In the postwar boom years of 1947 to 1973, real median family income doubled, as did the value of what the typical worker produced. Fully one-third of Americans belonged to labor unions that secured jobs, benefits, and wages, and those who didn’t benefited as well because nonunion employers strove to keep workers happy to dissuade them from organizing. A middle-class family was usually supported by one earner, typically a skilled or semiskilled factory worker, clerk, or manager. Income distribution leveled thanks to a progressive tax structure—top earners paid a marginal 91 percent under Republican president Dwight D. Eisenhower, and 78 percent under Democrat John F. Kennedy—and a shuffling of the corporate hierarchy that raised the wages of low-level workers.
 
 
 
FROM THE 1970S
through 2008, the national product tripled and Americans were treated to a vast array of nifty new gizmos: computers, cell phones, Hummers, hybrids, big-screen high-definition television, MP3 players, digital cameras. The list goes on and on. Prices for many of these and other goodies dropped, in some cases dramatically. Yet at the same time most of us felt as though we were losing ground, not gaining it. Here is why: All that productivity did not benefit
us.
The medium family income had been flat for years, and the youngest earners in particular were hurting. It is well known that even before the crash of 2008, Americans born in the 1990s were in danger of becoming the first generation in history to do less well than their parents, and that families of workers born in the 1980s were already in a bind. Except for women with college degrees, the earnings of workers age twenty-five to thirty-four were lower then than they had been a generation previous. Young men without a college degree had lost the most with an almost incredible real-income decline of 29 percent since 1975. Meanwhile, the rich got richer and the super rich got richer still: Eighty percent of net income gains went to the top 1 percent of earners, boosting their share of total income to levels not seen since the Great Depression. It’s an old, familiar story and one that left the vast majority of Americans holding the bag—and holding the door for the uberwealthy. In this “new gilded age,” CEOs earned on average eight times as much per dollar of corporate profits as they did in the 1980s. To cite one not entirely random example, before retiring in February, 2009, Wal-Mart CEO Lee Scott Jr. took home in his biweekly paycheck what his average employee earned in a lifetime. The Wal-Mart board of directors was confidant Lee was worth every penny. Some economists agreed, arguing that the low prices at Wal-Mart and other discounters benefited poor and low-income consumers. A Wal-Mart-commissioned study by independent think tank Global Insight pronounced that Wal-Mart saved American families $2,500 a year in 2006, a figure widely reported by the news media and touted by the company. There were quibbles that the report was built on faulty statistics and self-interested analysis, but there was no question that it had a profound impact on public perceptions of the company, which in 2007 changed its slogan from “Always low prices” to “Save money. Live better.”

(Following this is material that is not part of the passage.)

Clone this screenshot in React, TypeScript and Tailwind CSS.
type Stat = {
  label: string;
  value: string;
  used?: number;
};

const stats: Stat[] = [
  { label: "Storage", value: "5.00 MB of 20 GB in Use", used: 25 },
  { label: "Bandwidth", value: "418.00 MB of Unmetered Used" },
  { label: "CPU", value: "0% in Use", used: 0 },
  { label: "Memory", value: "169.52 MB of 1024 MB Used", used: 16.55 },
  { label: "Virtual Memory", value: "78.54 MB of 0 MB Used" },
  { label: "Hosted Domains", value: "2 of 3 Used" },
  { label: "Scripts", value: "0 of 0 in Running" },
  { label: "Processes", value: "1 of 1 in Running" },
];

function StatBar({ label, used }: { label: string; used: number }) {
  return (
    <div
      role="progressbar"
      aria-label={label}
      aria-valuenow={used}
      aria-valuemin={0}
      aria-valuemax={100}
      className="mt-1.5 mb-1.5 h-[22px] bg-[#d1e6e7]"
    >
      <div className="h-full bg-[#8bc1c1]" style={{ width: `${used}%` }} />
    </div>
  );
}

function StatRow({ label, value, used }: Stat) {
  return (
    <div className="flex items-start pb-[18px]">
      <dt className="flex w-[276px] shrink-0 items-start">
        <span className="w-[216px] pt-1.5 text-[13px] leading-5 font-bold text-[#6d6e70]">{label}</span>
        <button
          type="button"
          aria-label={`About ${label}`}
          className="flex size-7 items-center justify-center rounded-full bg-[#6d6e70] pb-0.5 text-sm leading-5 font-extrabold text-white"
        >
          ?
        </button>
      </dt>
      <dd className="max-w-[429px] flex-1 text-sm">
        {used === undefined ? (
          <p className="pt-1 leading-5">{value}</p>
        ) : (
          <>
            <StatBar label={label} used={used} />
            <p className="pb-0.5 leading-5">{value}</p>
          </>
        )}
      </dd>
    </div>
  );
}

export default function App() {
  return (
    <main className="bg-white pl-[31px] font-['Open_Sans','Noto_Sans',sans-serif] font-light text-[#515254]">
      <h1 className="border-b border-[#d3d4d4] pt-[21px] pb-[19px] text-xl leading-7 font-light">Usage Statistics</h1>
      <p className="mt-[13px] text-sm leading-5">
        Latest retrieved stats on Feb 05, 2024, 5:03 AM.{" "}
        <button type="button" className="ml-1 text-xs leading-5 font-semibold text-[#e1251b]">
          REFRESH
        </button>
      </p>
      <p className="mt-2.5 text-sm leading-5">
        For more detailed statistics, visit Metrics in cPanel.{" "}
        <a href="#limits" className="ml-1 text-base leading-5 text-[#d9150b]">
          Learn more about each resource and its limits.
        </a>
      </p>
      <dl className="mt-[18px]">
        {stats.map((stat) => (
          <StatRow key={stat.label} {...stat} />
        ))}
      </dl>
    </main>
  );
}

The waning years of the last millennium brought profligate spending in a time of reduced means. There were more tempting outlets for disposable income than ever before, and more payment schemes and forms of credit with which to buy them. President George W. Bush’s stirring call to spend after the fall of the Twin Towers in New York City on 9/11 seemed surreal to those Americans who recalled President Carter’s 1979 “sweater speech,” in which he donned a cardigan and asked Americans to turn down their thermostats to conserve energy for the sake of national prosperity and security. National leaders cranked up mass consumption through tax cuts and other spending stimulants, while taunting countries such as Japan where the culture promoted saving over spending. With the real price of many consumer goods only half of what they were a century ago, Americans worried less about accumulating debt than about the lost opportunity of not buying. Obsessed with “getting ours,” we sometimes failed to notice or acknowledge the real price we paid for all those marvelous bargains.

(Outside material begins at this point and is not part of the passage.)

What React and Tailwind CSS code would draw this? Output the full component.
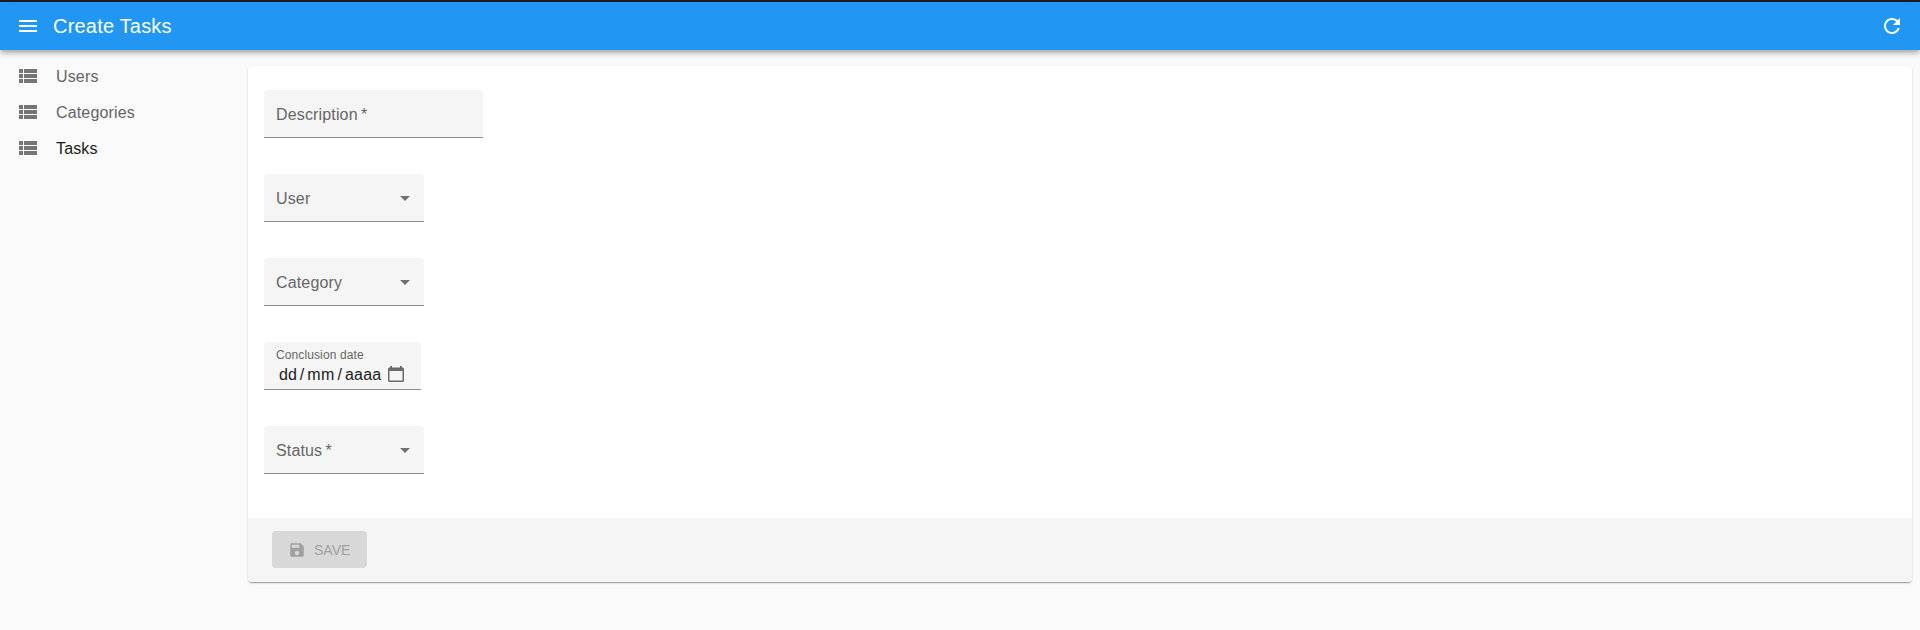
const label = 'pt-0.5 text-base leading-6 tracking-[0.15px] text-[#666666]';
const field = 'flex h-12 rounded-t-[4px] border-b border-[#8c8c8c] bg-[#f5f5f5] px-3';

function Icon({ d, className, viewBox = '0 0 24 24' }) {
  return (
    <svg viewBox={viewBox} fill="currentColor" fillRule="evenodd" className={className} aria-hidden="true">
      <path d={d} />
    </svg>
  );
}

const icons = {
  menu: 'M3 18h18v-2H3v2zm0-5h18v-2H3v2zm0-7v2h18V6H3z',
  refresh:
    'M17.65 6.35C16.2 4.9 14.21 4 12 4c-4.42 0-7.99 3.58-7.99 8s3.57 8 7.99 8c3.73 0 6.84-2.55 7.73-6h-2.08c-.82 2.33-3.04 4-5.65 4-3.31 0-6-2.69-6-6s2.69-6 6-6c1.66 0 3.14.69 4.22 1.78L13 11h7V4l-2.35 2.35z',
  list: 'M3 14h4v-4H3v4zm0 5h4v-4H3v4zM3 9h4V5H3v4zm5 5h13v-4H8v4zm0 5h13v-4H8v4zM8 5v4h13V5H8z',
  arrow: 'M7 10l5 5 5-5z',
  save: 'M17 3H5c-1.11 0-2 .9-2 2v14c0 1.1.89 2 2 2h14c1.1 0 2-.9 2-2V7l-4-4zm-5 16c-1.66 0-3-1.34-3-3s1.34-3 3-3 3 1.34 3 3-1.34 3-3 3zm3-10H5V5h10v4z',
  calendar:
    'M2.2 0h1.8v1.5h8V0h1.8v1.5h.7c.83 0 1.5.67 1.5 1.5v11.5c0 .83-.67 1.5-1.5 1.5h-13C.67 16 0 15.33 0 14.5V3c0-.83.67-1.5 1.5-1.5h.7V0zM1.5 5v9.5h13V5h-13z',
};

function MenuItem({ text, active }) {
  return (
    <a className="flex h-9 items-center gap-4 px-4">
      <Icon d={icons.list} className="size-6 text-[#757575]" />
      <span
        className={
          active
            ? 'pt-0.5 text-base leading-6 tracking-[0.15px] text-[#1a1a1a]'
            : 'pt-0.5 text-base leading-6 tracking-[0.15px] text-[#646464]'
        }
      >
        {text}
      </span>
    </a>
  );
}

function SelectField({ text }) {
  return (
    <div className={`${field} w-40 items-center justify-between pr-[7px]`}>
      <span className={label}>{text}</span>
      <Icon d={icons.arrow} className="mt-px size-6 text-[#707070]" />
    </div>
  );
}

export default function App() {
  return (
    <div className="flex h-[630px] flex-col overflow-hidden bg-[#fafafa] font-['Liberation_Sans',Arial,sans-serif]">
      <div className="h-0.5 shrink-0 bg-[#1c1e26]" />
      <header className="flex h-12 shrink-0 items-center bg-[#2196f3] px-4 text-white shadow-[0px_2px_4px_-1px_rgba(0,0,0,0.2),0px_4px_5px_0px_rgba(0,0,0,0.14),0px_1px_10px_0px_rgba(0,0,0,0.12)]">
        <Icon d={icons.menu} className="size-6" />
        <h1 className="ml-[13px] flex-1 text-xl leading-8 tracking-[0.2px]">Create Tasks</h1>
        <Icon d={icons.refresh} className="size-6" />
      </header>
      <div className="flex flex-1">
        <nav className="w-[248px] shrink-0 pt-2">
          <MenuItem text="Users" />
          <MenuItem text="Categories" />
          <MenuItem text="Tasks" active />
        </nav>
        <main className="mt-4 mr-2 flex h-[516px] flex-1 flex-col overflow-hidden rounded-[4px] bg-white shadow-[0px_2px_1px_-1px_rgba(0,0,0,0.2),0px_1px_1px_0px_rgba(0,0,0,0.14),0px_1px_3px_0px_rgba(0,0,0,0.12)]">
          <form className="flex flex-1 flex-col items-start gap-9 px-4 pt-6">
            <div className={`${field} w-[219px] items-center`}>
              <span className={label}>Description&#8201;*</span>
            </div>
            <SelectField text="User" />
            <SelectField text="Category" />
            <div className={`${field} w-[157px] flex-col pt-1`}>
              <span className="text-xs leading-[18px] tracking-[0.11px] text-[#666666]">Conclusion date</span>
              <div className="flex h-[22px] items-center pl-[3px] text-base leading-5 text-[#1c1c1c]">
                <span>dd</span>
                <span className="mx-[3px]">/</span>
                <span className="tracking-[0.3px]">mm</span>
                <span className="mx-[3px]">/</span>
                <span className="tracking-[0.2px]">aaaa</span>
                <Icon d={icons.calendar} viewBox="0 0 16 16" className="mb-0.5 ml-[7px] size-4 text-[#6b6b6b]" />
              </div>
            </div>
            <SelectField text={'Status\u2009*'} />
          </form>
          <footer className="flex h-16 shrink-0 items-start bg-[#f5f5f5] px-6 pt-[13px]">
            <button
              disabled
              className="flex h-[37px] w-[95px] items-center gap-2 rounded-[4px] bg-[#d8d8d8] px-4 text-sm leading-6 text-[#a0a0a0]"
            >
              <Icon d={icons.save} className="size-[18px] shrink-0" />
              <span>SAVE</span>
            </button>
          </footer>
        </main>
      </div>
    </div>
  );
}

In a carefully constructed consideration of Wal-Mart’s impact on the retail sector, Arindrajit Dube and his colleagues at the Institute for Research on Labor and Employment at the University of California at Berkeley focused on 1992 to 2000, the years when the chain expanded outside the South and into major metropolitan areas across the nation, growing from 1,800 to 2,500 stores. By the end of the 1990s more than half the counties in the country had at least one Wal-Mart, with three-quarters of the newly built stores located in urban counties. Dube found that the opening of a Wal-Mart store lowered wages and benefits in the surrounding region by up to 1 percent, with grocery store workers losing about 1.5 percent of their income. At a national level, the study found that thanks to Wal-Mart the total earnings of retail workers declined by $4.5 billion, with most of these losses concentrated in metropolitan areas. Dube acknowledged that Wal-Mart made low-priced goods available to these workers and to their neighbors, but pointed out that since wage and benefit savings are not the main part of the cost advantage for the company it could (conceivably) “continue to pass on most of these savings while paying higher wages and benefits.”

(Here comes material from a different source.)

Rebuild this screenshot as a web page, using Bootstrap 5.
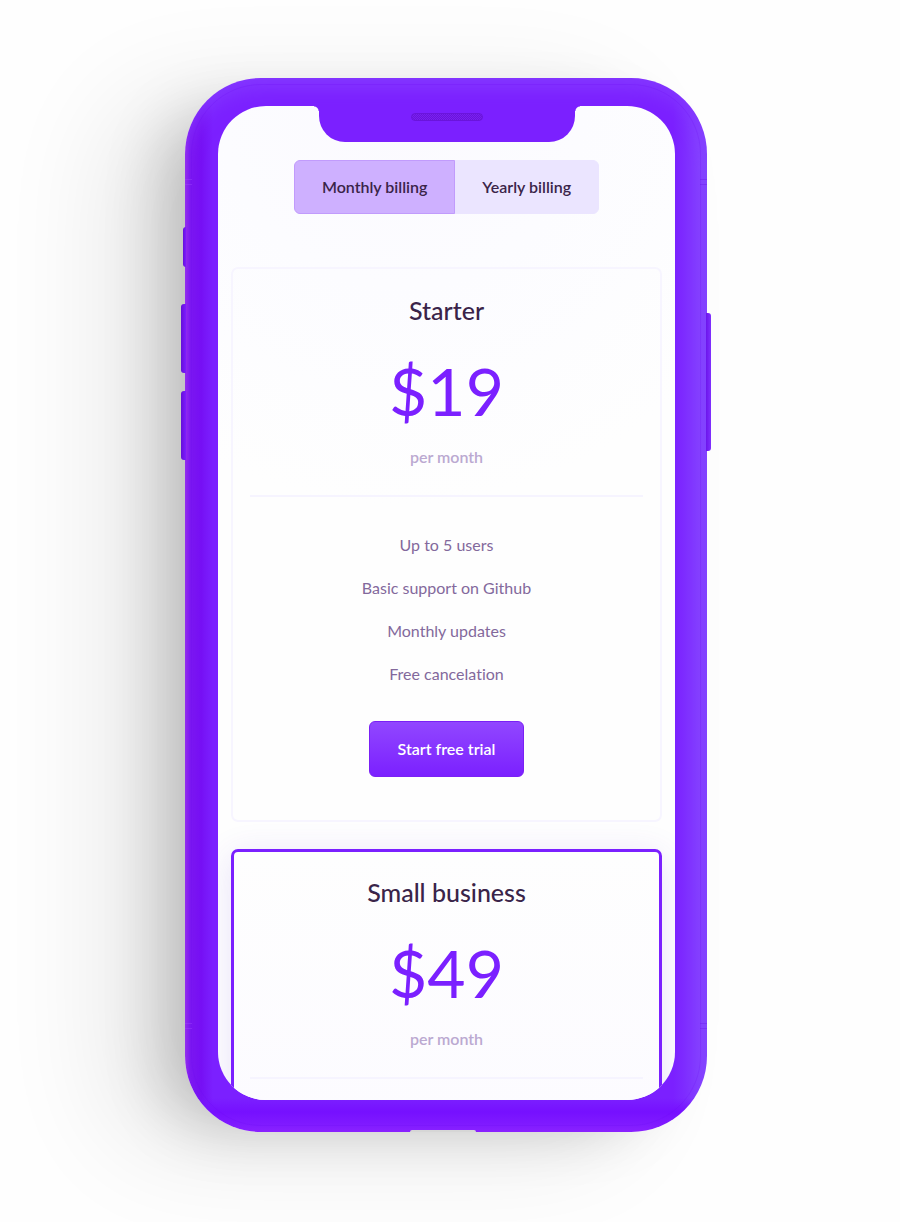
<!DOCTYPE html>
<html lang="en">
<head>
<meta charset="utf-8">
<meta name="viewport" content="width=device-width, initial-scale=1">
<title>Pricing</title>
<link href="https://cdn.jsdelivr.net/npm/bootstrap@5.3.0/dist/css/bootstrap.min.css" rel="stylesheet">
<style>
  :root { --violet: #7b20ff; --ink: #3a2449; --soft: #83699c; --faint: #bba9d1; }
  body { background: #fefefe; color: var(--ink); font-family: Lato, "Noto Sans", sans-serif; font-size: 16px; line-height: 24px; font-variant-ligatures: none; }
  .stage { padding: 78px 8px 90px 0; overflow: hidden; }

  /* phone body */
  .phone {
    width: 100%; max-width: 522px; padding: 28px 32px 32px 33px; border-radius: 76px;
    background:
      linear-gradient(0deg, #8a22ff 0, #7f1aff 8px, #7610ff 20px, rgba(123,32,255,0) 34px),
      linear-gradient(90deg, #9a2ce8 0, #7b14f0 5px, #7610f4 16px, #7b20ff 28px, #7b20ff calc(100% - 34px), #7d2aff calc(100% - 24px), #8440ff calc(100% - 8px), #8248ff 100%);
    box-shadow:
      inset 0 16px 20px -6px #8438ff,
      -40px 14px 64px -24px rgba(0,0,0,.22),
      -78px 18px 110px 0 rgba(0,0,0,.09);
  }
  .phone::before {
    content: ""; position: absolute; inset: 6px; border: 1px solid rgba(106,10,240,.2);
    border-radius: 70px; pointer-events: none;
  }
  .side-key { position: absolute; background: linear-gradient(90deg, #6410d8, #7d1cff); border-radius: 3px 0 0 3px; }
  .key-mute { left: -2px; top: 149px; width: 3px; height: 40px; }
  .key-up { left: -4px; top: 226px; width: 5px; height: 69px; }
  .key-down { left: -4px; top: 313px; width: 5px; height: 69px; }
  .key-power { right: -4px; top: 235px; width: 5px; height: 138px; border-radius: 0 3px 3px 0; background: linear-gradient(90deg, #6c14ec, #8030ff); }
  .antenna { position: absolute; width: 7px; height: 6px; border: solid rgba(160,70,255,.4); border-width: 1px 0; }
  .antenna-right { right: 0; border-color: rgba(100,10,230,.3); }
  .antenna-left { left: 0; }
  .antenna-top { top: 101px; }
  .antenna-bottom { bottom: 103px; }
  .port { position: absolute; bottom: 0; left: 50%; width: 66px; height: 2px; margin-left: -36px; background: #d6d6d6; border-radius: 4px 4px 0 0; }

  .screen {
    aspect-ratio: 457 / 994; border-radius: 48px; overflow: hidden;
    background: radial-gradient(circle at 40% 0, #fbfaff 0, #fcfcff 180px, #fefefe 400px);
  }
  .notch { width: 256px; height: 36px; padding-top: 7px; background: var(--violet); border-radius: 0 0 26px 26px; }
  .notch::before, .notch::after { content: ""; position: absolute; top: 0; width: 5px; height: 5px; }
  .notch::before { right: 100%; background: radial-gradient(circle at 0 100%, transparent 4px, var(--violet) 5px); }
  .notch::after { left: 100%; background: radial-gradient(circle at 100% 100%, transparent 4px, var(--violet) 5px); }
  .speaker { width: 72px; height: 8px; border: 1px solid #6a14dc; border-radius: 4px; background: repeating-conic-gradient(#6a14dc 0 25%, #7a20f0 0 50%) 0 0 / 2px 2px; }

  /* billing switch */
  .billing { margin-top: 18px; margin-bottom: 53px; }
  .billing .btn {
    --bs-btn-padding-x: 27px; --bs-btn-padding-y: 14px; --bs-btn-font-size: 16px; --bs-btn-line-height: 24px;
    --bs-btn-border-radius: 6px; --bs-btn-font-weight: 600;
    --bs-btn-color: var(--ink); --bs-btn-bg: #ebe5ff; --bs-btn-border-color: #ebe5ff;
    --bs-btn-active-color: var(--ink); --bs-btn-active-bg: #ceb0ff; --bs-btn-active-border-color: #c19bfc;
    height: 54px;
  }

  /* plans */
  .plans { padding: 0 13px; gap: 27px; }
  .plan { border: 2px solid #f7f5ff; border-radius: 7px; padding: 25px 17px 43px; background: transparent; text-align: center; }
  .plan-featured { border: 3px solid var(--violet); padding: 24px 16px 43px; background: linear-gradient(#fefefe, #fcfbff 260px); box-shadow: 0 6px 34px rgba(100,60,220,.14); }
  .plan h2 { font-size: 25px; line-height: 32px; font-weight: 500; margin: 0 0 25px; }
  .price { font-size: 66px; line-height: 80px; color: var(--violet); margin: 0 0 14px; }
  .period { color: var(--faint); font-weight: 600; margin: 0; }
  .plan hr { margin: 26px 0 36px; border-top: 2px solid #f6f4ff; opacity: 1; }
  .features { color: var(--soft); gap: 19px; margin: 0 0 35px; }
  .btn-trial {
    --bs-btn-padding-x: 28px; --bs-btn-padding-y: 15px; --bs-btn-font-size: 16px; --bs-btn-line-height: 24px;
    --bs-btn-border-radius: 6px; --bs-btn-font-weight: 600;
    --bs-btn-color: #fff; --bs-btn-border-color: #7a20f5; --bs-btn-hover-color: #fff;
    background: linear-gradient(#9147ff, #7b20ff);
  }
</style>
</head>
<body>
<main class="stage d-flex justify-content-center">
  <div class="phone position-relative">
    <span class="side-key key-mute"></span>
    <span class="side-key key-up"></span>
    <span class="side-key key-down"></span>
    <span class="side-key key-power"></span>
    <span class="antenna antenna-left antenna-top"></span>
    <span class="antenna antenna-right antenna-top"></span>
    <span class="antenna antenna-left antenna-bottom"></span>
    <span class="antenna antenna-right antenna-bottom"></span>
    <span class="port"></span>

    <div class="screen position-relative">
      <div class="notch position-relative mx-auto">
        <div class="speaker mx-auto"></div>
      </div>

      <div class="billing d-flex justify-content-center">
        <div class="btn-group" role="group" aria-label="Billing period">
          <input type="radio" class="btn-check" name="billing" id="monthly" checked>
          <label class="btn" for="monthly">Monthly billing</label>
          <input type="radio" class="btn-check" name="billing" id="yearly">
          <label class="btn" for="yearly">Yearly billing</label>
        </div>
      </div>

      <div class="plans d-flex flex-column">
        <section class="plan">
          <h2>Starter</h2>
          <p class="price">$19</p>
          <p class="period">per month</p>
          <hr>
          <ul class="features list-unstyled d-flex flex-column">
            <li>Up to 5 users</li>
            <li>Basic support on Github</li>
            <li>Monthly updates</li>
            <li>Free cancelation</li>
          </ul>
          <button type="button" class="btn btn-trial">Start free trial</button>
        </section>

        <section class="plan plan-featured">
          <h2>Small business</h2>
          <p class="price">$49</p>
          <p class="period">per month</p>
          <hr>
        </section>
      </div>
    </div>
  </div>
</main>
<script src="https://cdn.jsdelivr.net/npm/bootstrap@5.3.0/dist/js/bootstrap.bundle.min.js"></script>
</body>
</html>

Lee Scott did not agree. Wal-Mart, the nation’s largest employer with 1.8 million employees worldwide, is not in the business, he said, of providing secure jobs on which to build a life or necessarily a career. “Some well-meaning critics believe that Wal-Mart stores today, because of our size, should, in fact, play the role that it is believed General Motors played after World War II. And this is to establish this post-world war middle class that the country is so proud of. The facts are that retail does not perform that role in this economy.”
That’s a stark assessment and an honest one. Each year
Fortune
magazine ranks companies by size, profitability, and a number of other parameters. In 2008, Wal-Mart ranked number one in all but one of the relevant categories, including “high profit growth,” “high revenue growth,” and “high returns to investors.” It did not rank number one or number two or at all under the category of “best company to work for.” Wal-Mart may not be great to its employees, but it is great to its investors. In its announcement,
Fortune
explained how the company triumphed during a period of economic difficulties and looming recession: “A face lift and even lower prices kept the world’s largest retailer afloat in a troubled economy. Staring down the barrel of brutal fourth-quarter retail forecasts, CEO Lee Scott dramatically cut prices on 15,000 items—including popular toys and electronics—by 20% more than usual to lure holiday shoppers. That rocked the industry, pressuring other retailers to squeeze already tight margins.”